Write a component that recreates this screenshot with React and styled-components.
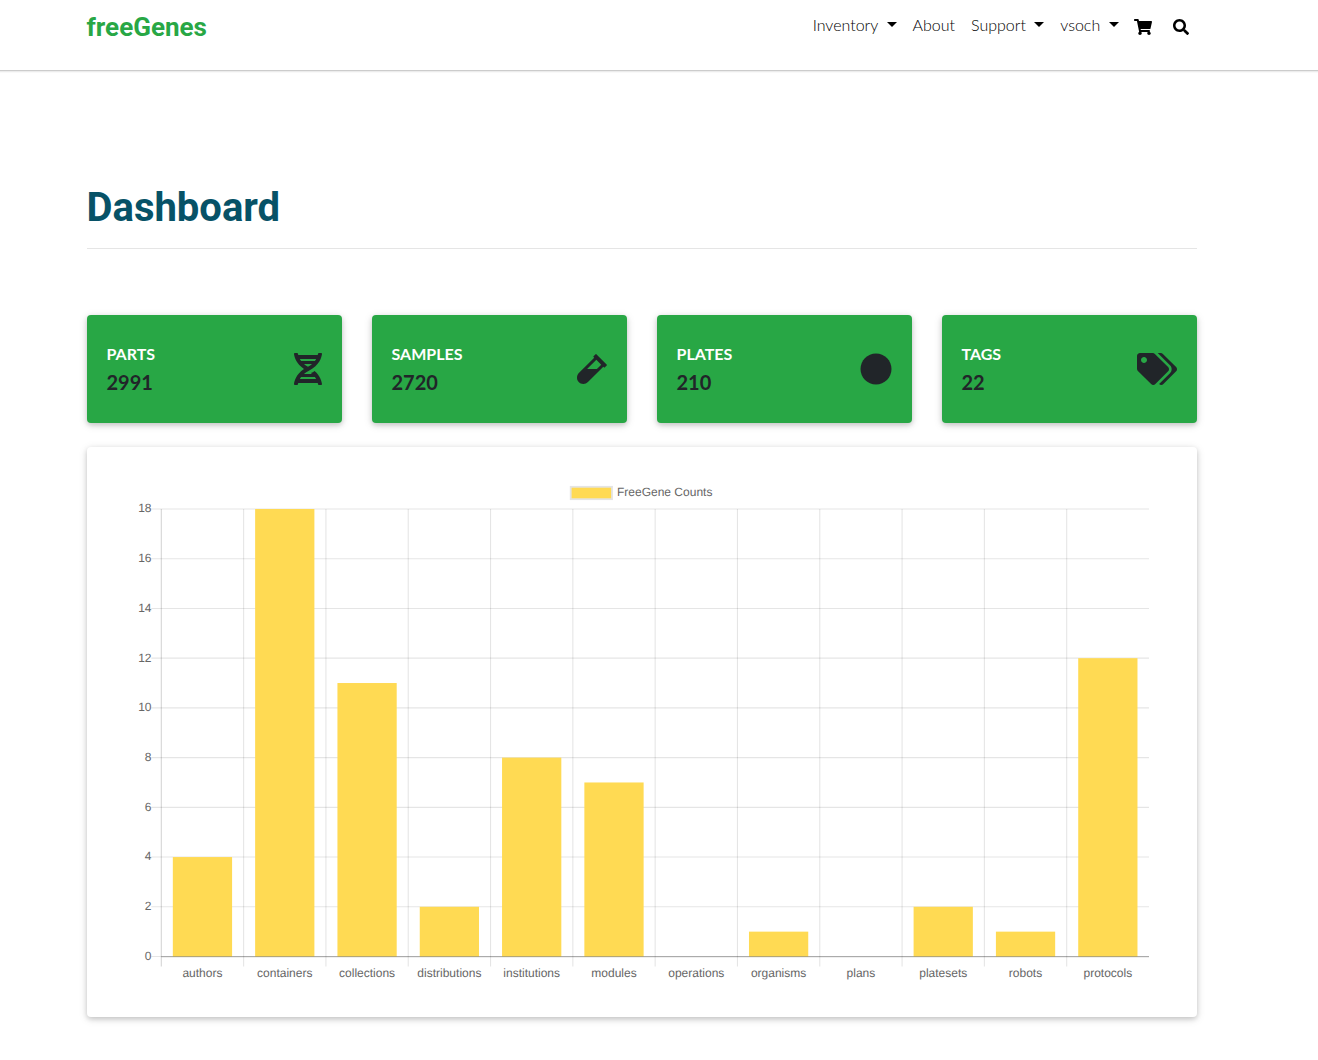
import React from "react";
import styled, { createGlobalStyle } from "styled-components";
import { FaDna, FaVial, FaCircle, FaTags, FaShoppingCart, FaSearch } from "react-icons/fa";

const GlobalStyle = createGlobalStyle`
  *, *::before, *::after { box-sizing: border-box; }
  body {
    margin: 0;
    background: #fff;
    color: #212529;
    font-family: Lato, "Liberation Sans", sans-serif;
    font-size: 16px;
    line-height: 1.5;
  }
`;

const Header = styled.header`
  display: flex;
  justify-content: space-between;
  align-items: flex-start;
  height: 70px;
  padding: 0 121px 0 87px;
  box-shadow: 0 1px 0 #ccc, 0 2px 0 #ececec, 0 3px 0 #f9f9f9;
`;

const Brand = styled.a`
  margin: 8px 0 0 -0.5px;
  color: #28a745;
  font-family: Roboto, sans-serif;
  font-size: 26px;
  font-weight: 700;
  line-height: 39px;
`;

const Nav = styled.nav`
  display: flex;
  padding-top: 13px;
`;

const NavLink = styled.a`
  display: flex;
  padding: 0 8px;
  color: #000;
  font-weight: 300;
  white-space: nowrap;
`;

const Caret = styled.span`
  width: 10px;
  height: 5px;
  margin: 9px 0 0 8.3px;
  border: 5px solid transparent;
  border-top-color: #000;
  border-bottom: 0;
`;

const NavIcon = styled.a`
  display: flex;
  padding: 6px ${(p) => p.$right || 8}px 0 ${(p) => p.$left || 8}px;
  color: #000;

  svg {
    width: ${(p) => p.$width}px;
    height: 16px;
  }
`;

const Main = styled.main`
  width: 1110px;
  margin-left: 87px;
  padding: 114px 0 43px;
`;

const Title = styled.h1`
  margin: 0;
  padding-bottom: 16px;
  border-bottom: 1px solid #e5e5e5;
  color: #075267;
  font-family: Roboto, sans-serif;
  font-size: 40px;
  font-weight: 700;
  line-height: 48px;
  text-indent: -0.5px;
`;

const Stats = styled.section`
  display: grid;
  grid-template-columns: repeat(4, 1fr);
  gap: 30px;
  margin-top: 66px;
`;

const cardShadow = "0 2px 5px rgba(0, 0, 0, 0.16), 0 2px 10px rgba(0, 0, 0, 0.12)";

const StatCard = styled.article`
  display: flex;
  align-items: center;
  justify-content: space-between;
  height: 108px;
  padding: 0 20px 0 19.5px;
  border-radius: 4px;
  background: #28a745;
  box-shadow: ${cardShadow};
`;

const StatLabel = styled.div`
  color: #fff;
  font-size: 16px;
  font-weight: 700;
  line-height: 24px;
`;

const StatValue = styled.div`
  margin-top: 2px;
  font-size: 20px;
  font-weight: 700;
  line-height: 28px;
`;

const StatIcon = styled.span`
  display: flex;

  svg {
    width: ${(p) => p.$width}px;
    height: 32px;
  }
`;

const ChartCard = styled.section`
  height: 570px;
  margin-top: 24px;
  padding: 20px;
  border-radius: 4px;
  background: #fff;
  box-shadow: ${cardShadow};
`;

const ChartSvg = styled.svg`
  display: block;
  width: 1070px;
  height: 530px;

  text {
    fill: #666;
    font-family: "Liberation Sans", Arial, sans-serif;
    font-size: 12px;
    text-rendering: geometricPrecision;
  }
`;

const STATS = [
  { label: "PARTS", value: 2991, icon: FaDna, width: 28 },
  { label: "SAMPLES", value: 2720, icon: FaVial, width: 30 },
  { label: "PLATES", value: 210, icon: FaCircle, width: 32 },
  { label: "TAGS", value: 22, icon: FaTags, width: 40 },
];

const COUNTS = [
  ["authors", 4],
  ["containers", 18],
  ["collections", 11],
  ["distributions", 2],
  ["institutions", 8],
  ["modules", 7],
  ["operations", 0],
  ["organisms", 1],
  ["plans", 0],
  ["platesets", 2],
  ["robots", 1],
  ["protocols", 12],
];

const LEFT = 54.3;
const RIGHT = 1042;
const TOP = 42;
const BOTTOM = 489.5;
const MAX = 18;
const STEP = (RIGHT - LEFT) / COUNTS.length;
const BAR = STEP * 0.72;
const yOf = (v) => BOTTOM - (v / MAX) * (BOTTOM - TOP);

function CountsChart() {
  const ticks = Array.from({ length: 10 }, (_, i) => i * 2);
  return (
    <ChartSvg viewBox="0 0 1070 530">
      <rect x="463.7" y="19.8" width="41.3" height="12.4" fill="#ffda53" stroke="#e4e4e4" strokeWidth="1.8" />
      <text x="510" y="29.3">FreeGene Counts</text>
      {ticks.map((t) => (
        <g key={t}>
          <line
            x1={LEFT - 10} x2={RIGHT} y1={yOf(t)} y2={yOf(t)}
            stroke="#000" strokeOpacity="0.1" strokeWidth="1.1"
          />
          <text x={LEFT - 9.8} y={yOf(t) + 3.4} textAnchor="end">{t}</text>
        </g>
      ))}
      {COUNTS.map(([name], i) => (
        <line
          key={name} x1={LEFT + i * STEP} x2={LEFT + i * STEP} y1={TOP} y2={BOTTOM + 10}
          stroke="#000" strokeOpacity={i === 0 ? 0.17 : 0.1} strokeWidth="1.1"
        />
      ))}
      {COUNTS.map(([name, v], i) => (
        <g key={name}>
          <rect
            x={LEFT + (i + 0.5) * STEP - BAR / 2} y={yOf(v)}
            width={BAR} height={BOTTOM - yOf(v)} fill="#ffda53"
          />
          <text x={LEFT + (i + 0.5) * STEP} y="510" textAnchor="middle">{name}</text>
        </g>
      ))}
      <line x1={LEFT} x2={RIGHT} y1={BOTTOM + 0.2} y2={BOTTOM + 0.2} stroke="#000" strokeOpacity="0.25" strokeWidth="1.3" />
    </ChartSvg>
  );
}

export default function App() {
  return (
    <>
      <GlobalStyle />
      <Header>
        <Brand>freeGenes</Brand>
        <Nav>
          <NavLink>Inventory<Caret /></NavLink>
          <NavLink>About</NavLink>
          <NavLink>Support<Caret /></NavLink>
          <NavLink>vsoch<Caret /></NavLink>
          <NavIcon $width={18} $left={7.5} $right={13}><FaShoppingCart /></NavIcon>
          <NavIcon $width={16}><FaSearch /></NavIcon>
        </Nav>
      </Header>
      <Main>
        <Title>Dashboard</Title>
        <Stats>
          {STATS.map(({ label, value, icon: Icon, width }) => (
            <StatCard key={label}>
              <div>
                <StatLabel>{label}</StatLabel>
                <StatValue>{value}</StatValue>
              </div>
              <StatIcon $width={width}><Icon /></StatIcon>
            </StatCard>
          ))}
        </Stats>
        <ChartCard>
          <CountsChart />
        </ChartCard>
      </Main>
    </>
  );
}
------------------------
What you have to do - Take each line containing the string "components" and copy it out.

Task output -
Write a component that recreates this screenshot with React and styled-components.
import styled, { createGlobalStyle } from "styled-components";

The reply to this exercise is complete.